The present invention relates to a mass spectrometric method for performing tandem mass spectrometry of a sample separated by a chromatography apparatus and a mass spectrometric system suitable for carrying out the method.
Generally, in a liquid chromatography (LC) apparatus or gas chromatography (GC) apparatus-tandem mass spectrometric system, a sample to be measured is temporally separated into constituents depending on differences in times for the sample constituents to pass through the LC or GC apparatus. Subsequently, the thus separated sample constituents are ionized and a variety of created ions are sent to a mass spectrometer, in which ionic strengths are measured in respect of individual mass versus (electric) charge ratios m/z each representing a ratio of mass number m to atomicity z of an ion. A mass spectrum obtained from results of the measurement includes peaks of ionic strengths (ionic peaks), measured in respect of the individual mass versus charge ratio m/z values, of sample constituents eluted from the LC or GC apparatus at time points. The mass spectrometry of the ionized sample constituents of their own as above is called MS1. In a tandem type mass spectrometric system capable of performing a multi-stage dissociation operation, an ionic peak of an ion having a specified mass versus charge ratio m/z is selected from ionic peaks detected in the MS1 (the thus selected ionic sort is called a parent ion), the parent ion is dissociated by, in general, causing it to collide with gas molecules to create dissociated ionic sorts and the thus created dissociated ionic sorts are subjected to mass spectrometry to obtain a mass spectrum in a similar way. Here, a process for dissociating the parent ion through n stages and performing mass spectrometry of resulting dissociated ion sorts is called MSn+1. As described above, in the tandem type mass spectrometer, a parent ion is dissociated through multiple stages (first stage, second stage, . . . , n-th stage) and mass numbers of ionic sorts created in the respective stages are subjected to mass spectrometric operations (MS2, MS3, . . . , MSn+1).

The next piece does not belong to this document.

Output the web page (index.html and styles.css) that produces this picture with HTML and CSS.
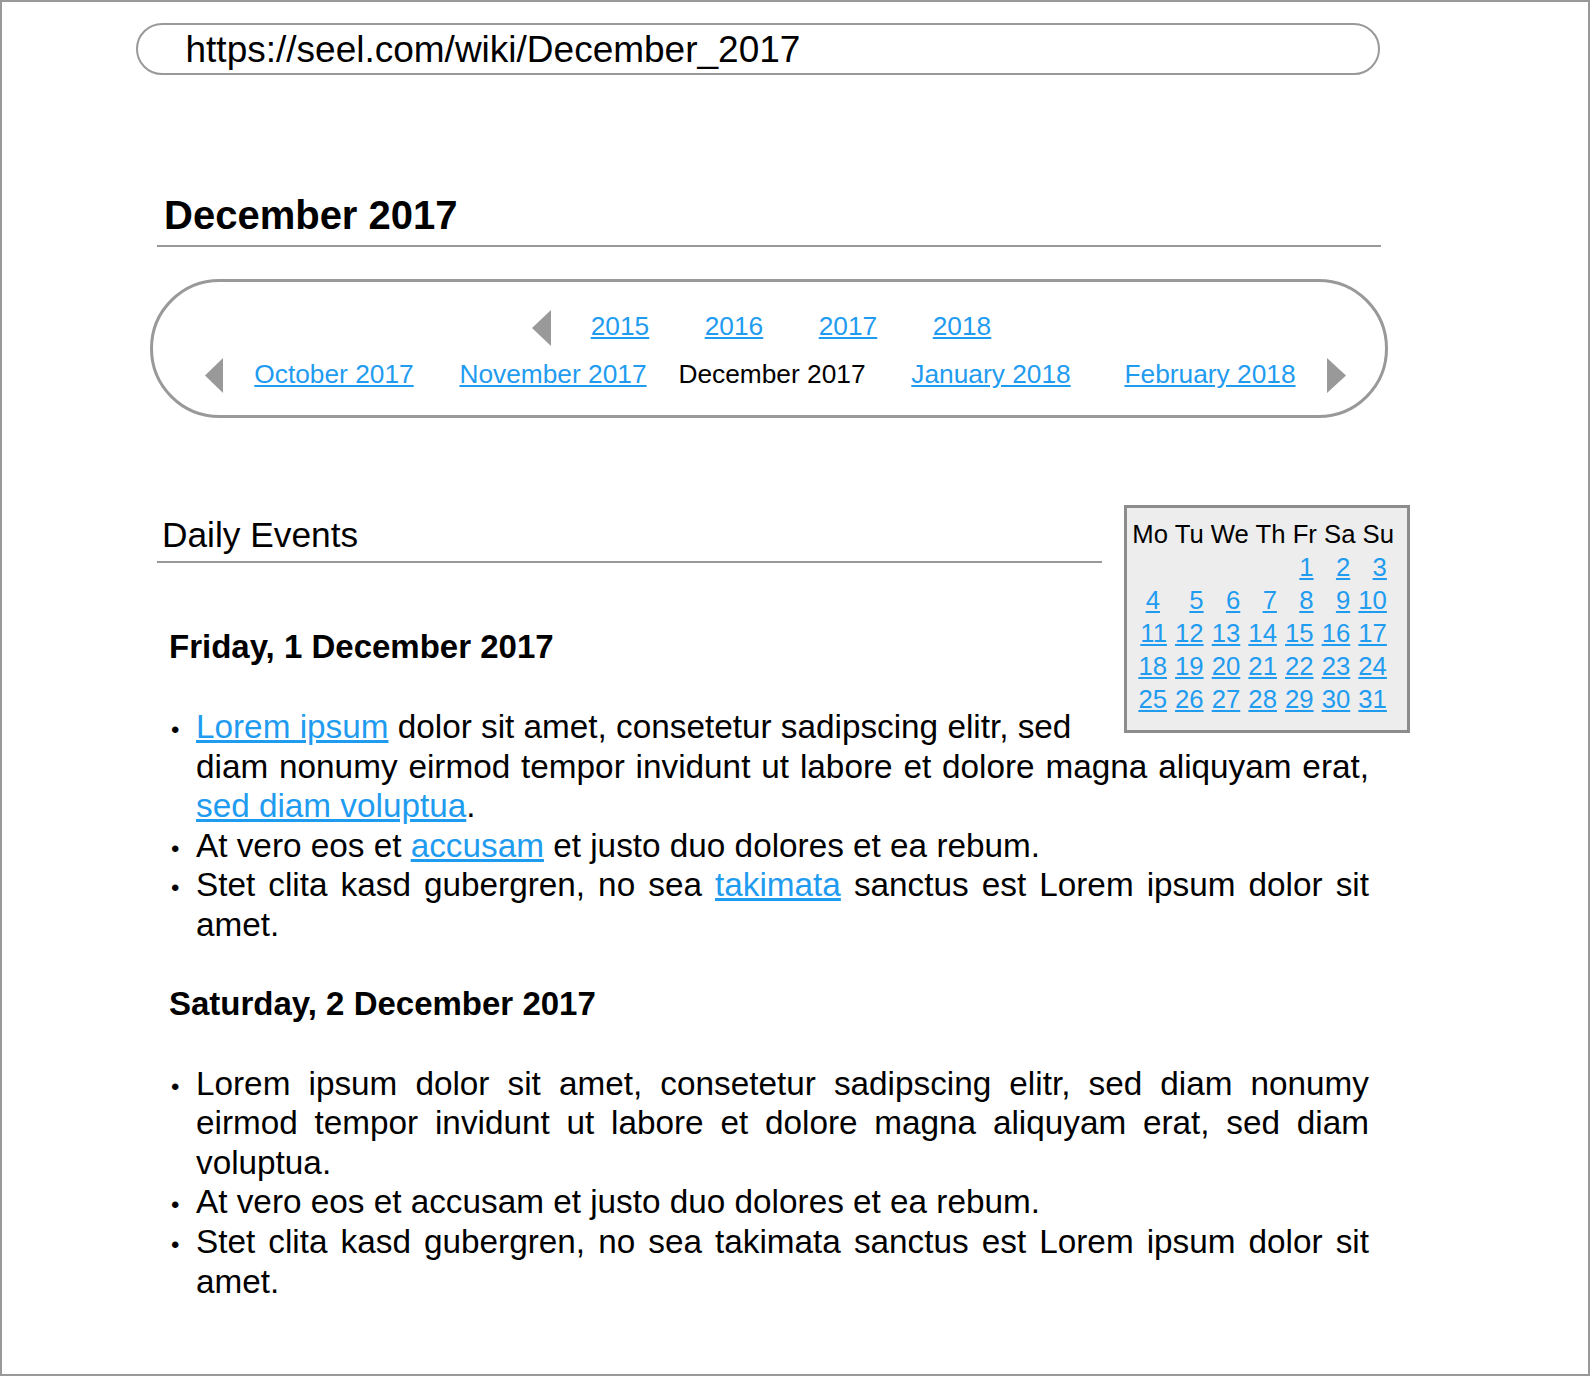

(1) In most of the mass spectrometer capable of performing tandem spectrometry, the tandem spectrometry is carried out by the data dependent function in which when selecting parent ions for use in MS2 spectrometry on the basis of MS1 data obtained at individual time points of eluting from the LC or GC, parent ions are chosen in order of ionic peaks of higher strengths (for example, ionic peaks within 10 high-ranking strengths) and subjected to dissociation and mass spectrometry (MS2).
(2) One may refer to JP-A-2002-168842 and a product introduction of a system for ADME/TK, http://www.waters.co.jp/index.html which disclose known examples of a combined system of a plurality of liquid chromatography apparatus and a mass spectrometer.
The former reference is directed to a system for introducing samples to a plurality of columns by switching over valves, thus disclosing an example in which mass spectrometry is conducted by providing different samples with different elusion times in the plural columns and also disclosing an example in which mass spectrometry of the same sample is conducted by changing the separation condition the column has.
The latter reference is also directed to a tandem mass spectrometric system having a plurality of columns and a mass spectrometer in combination, disclosing a system utilizing a time-difference chromatography apparatus which starts chromatography by shifting start time.
Through the data dependent function shown in (1) as above, ions are selected in order of high-ranking strengths in MS1 data at current time regardless of MS1 data obtained before and after each elusion time and consequently, there is a possibility that either an ion of high strength kept to be eluted for a fairy long time or an ion eluted at a time point at which the ionic strength is not near a peak will be selected and ionic strength is not near a peak will be selected and subjected to MS2 spectrometry. In the former case, the same ion is taken as an object of MS2 many times for a fairy long time and in the latter case, the ionic strength deviating from the peak is responsible for reduction of strength of MS2 data itself, giving rise to the occurrence of inefficient tandem mass spectrometry.
The system disclosed in JP-A-2002-168842 intends to provide how to acquire many sorts of MS1 data, failing to presuppose any tandem mass spectrometry. The latter reference shows the tandem mass spectrometric system utilizing the time-difference chromatography apparatus which starts spectrometry by shifting start time but it does not refer to exchange of chromatogram data and mass spectrometry data among a plurality of columns, so that, in the mass spectrometer, MS2 spectrometry is conceivably carried out under the same spectrometry condition. In such a case, spectrometry can be done with high throughput but the results of MS2 spectrometry do not change with samples from the individual columns and conceivably, the efficiency of tandem spectrometry will not change.